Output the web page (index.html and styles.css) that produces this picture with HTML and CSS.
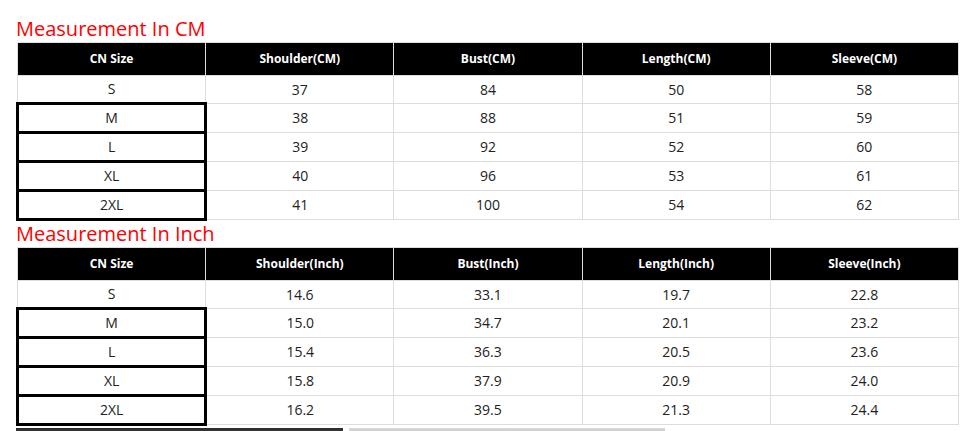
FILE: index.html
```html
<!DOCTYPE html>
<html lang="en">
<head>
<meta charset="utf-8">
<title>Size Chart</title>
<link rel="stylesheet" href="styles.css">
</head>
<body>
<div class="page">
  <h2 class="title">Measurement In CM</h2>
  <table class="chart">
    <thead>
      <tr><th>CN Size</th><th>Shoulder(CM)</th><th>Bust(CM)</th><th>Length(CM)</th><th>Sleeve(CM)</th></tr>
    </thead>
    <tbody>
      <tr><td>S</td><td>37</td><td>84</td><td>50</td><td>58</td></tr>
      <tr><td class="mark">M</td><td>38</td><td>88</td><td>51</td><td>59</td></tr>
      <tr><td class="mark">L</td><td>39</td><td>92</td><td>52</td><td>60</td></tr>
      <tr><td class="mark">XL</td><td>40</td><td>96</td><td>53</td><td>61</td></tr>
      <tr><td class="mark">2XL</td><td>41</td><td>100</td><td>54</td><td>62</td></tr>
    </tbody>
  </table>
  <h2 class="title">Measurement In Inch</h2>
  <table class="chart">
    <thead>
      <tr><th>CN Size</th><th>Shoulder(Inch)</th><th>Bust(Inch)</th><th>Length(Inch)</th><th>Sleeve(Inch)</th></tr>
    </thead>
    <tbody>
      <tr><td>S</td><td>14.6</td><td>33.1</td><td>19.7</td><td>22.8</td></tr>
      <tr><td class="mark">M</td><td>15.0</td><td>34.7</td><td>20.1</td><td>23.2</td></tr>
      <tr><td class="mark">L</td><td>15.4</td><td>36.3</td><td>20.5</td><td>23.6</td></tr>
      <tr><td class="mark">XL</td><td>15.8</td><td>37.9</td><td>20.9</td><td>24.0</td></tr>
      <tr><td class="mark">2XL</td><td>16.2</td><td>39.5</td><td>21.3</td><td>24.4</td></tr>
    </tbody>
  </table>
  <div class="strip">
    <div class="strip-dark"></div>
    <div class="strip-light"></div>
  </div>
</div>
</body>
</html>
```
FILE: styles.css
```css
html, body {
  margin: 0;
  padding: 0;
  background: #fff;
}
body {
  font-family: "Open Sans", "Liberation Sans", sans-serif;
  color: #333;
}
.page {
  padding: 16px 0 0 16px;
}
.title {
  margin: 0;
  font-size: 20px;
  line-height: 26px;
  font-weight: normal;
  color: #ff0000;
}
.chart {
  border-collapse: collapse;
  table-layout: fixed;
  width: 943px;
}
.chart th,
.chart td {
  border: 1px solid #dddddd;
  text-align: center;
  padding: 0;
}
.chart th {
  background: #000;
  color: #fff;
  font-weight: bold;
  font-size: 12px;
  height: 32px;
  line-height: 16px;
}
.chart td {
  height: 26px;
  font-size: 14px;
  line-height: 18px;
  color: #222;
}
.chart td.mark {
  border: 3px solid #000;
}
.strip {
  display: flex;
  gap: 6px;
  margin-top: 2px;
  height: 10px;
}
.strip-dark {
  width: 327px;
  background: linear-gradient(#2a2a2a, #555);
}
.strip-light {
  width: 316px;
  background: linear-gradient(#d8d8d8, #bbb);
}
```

■ **WRITTEN PROBLEM**: From the material above, reproduce everything verbatim except the pictures.

■ **SOLVED EXERCISE**:
Output the web page (index.html and styles.css) that produces this picture with HTML and CSS.
FILE: index.html
```html
<!DOCTYPE html>
<html lang="en">
<head>
<meta charset="utf-8">
<title>Size Chart</title>
<link rel="stylesheet" href="styles.css">
</head>
<body>
<div class="page">
  <h2 class="title">Measurement In CM</h2>
  <table class="chart">
    <thead>
      <tr><th>CN Size</th><th>Shoulder(CM)</th><th>Bust(CM)</th><th>Length(CM)</th><th>Sleeve(CM)</th></tr>
    </thead>
    <tbody>
      <tr><td>S</td><td>37</td><td>84</td><td>50</td><td>58</td></tr>
      <tr><td class="mark">M</td><td>38</td><td>88</td><td>51</td><td>59</td></tr>
      <tr><td class="mark">L</td><td>39</td><td>92</td><td>52</td><td>60</td></tr>
      <tr><td class="mark">XL</td><td>40</td><td>96</td><td>53</td><td>61</td></tr>
      <tr><td class="mark">2XL</td><td>41</td><td>100</td><td>54</td><td>62</td></tr>
    </tbody>
  </table>
  <h2 class="title">Measurement In Inch</h2>
  <table class="chart">
    <thead>
      <tr><th>CN Size</th><th>Shoulder(Inch)</th><th>Bust(Inch)</th><th>Length(Inch)</th><th>Sleeve(Inch)</th></tr>
    </thead>
    <tbody>
      <tr><td>S</td><td>14.6</td><td>33.1</td><td>19.7</td><td>22.8</td></tr>
      <tr><td class="mark">M</td><td>15.0</td><td>34.7</td><td>20.1</td><td>23.2</td></tr>
      <tr><td class="mark">L</td><td>15.4</td><td>36.3</td><td>20.5</td><td>23.6</td></tr>
      <tr><td class="mark">XL</td><td>15.8</td><td>37.9</td><td>20.9</td><td>24.0</td></tr>
      <tr><td class="mark">2XL</td><td>16.2</td><td>39.5</td><td>21.3</td><td>24.4</td></tr>
    </tbody>
  </table>
  <div class="strip">
    <div class="strip-dark"></div>
    <div class="strip-light"></div>
  </div>
</div>
</body>
</html>
```
FILE: styles.css
```css
html, body {
  margin: 0;
  padding: 0;
  background: #fff;
}
body {
  font-family: "Open Sans", "Liberation Sans", sans-serif;
  color: #333;
}
.page {
  padding: 16px 0 0 16px;
}
.title {
  margin: 0;
  font-size: 20px;
  line-height: 26px;
  font-weight: normal;
  color: #ff0000;
}
.chart {
  border-collapse: collapse;
  table-layout: fixed;
  width: 943px;
}
.chart th,
.chart td {
  border: 1px solid #dddddd;
  text-align: center;
  padding: 0;
}
.chart th {
  background: #000;
  color: #fff;
  font-weight: bold;
  font-size: 12px;
  height: 32px;
  line-height: 16px;
}
.chart td {
  height: 26px;
  font-size: 14px;
  line-height: 18px;
  color: #222;
}
.chart td.mark {
  border: 3px solid #000;
}
.strip {
  display: flex;
  gap: 6px;
  margin-top: 2px;
  height: 10px;
}
.strip-dark {
  width: 327px;
  background: linear-gradient(#2a2a2a, #555);
}
.strip-light {
  width: 316px;
  background: linear-gradient(#d8d8d8, #bbb);
}
```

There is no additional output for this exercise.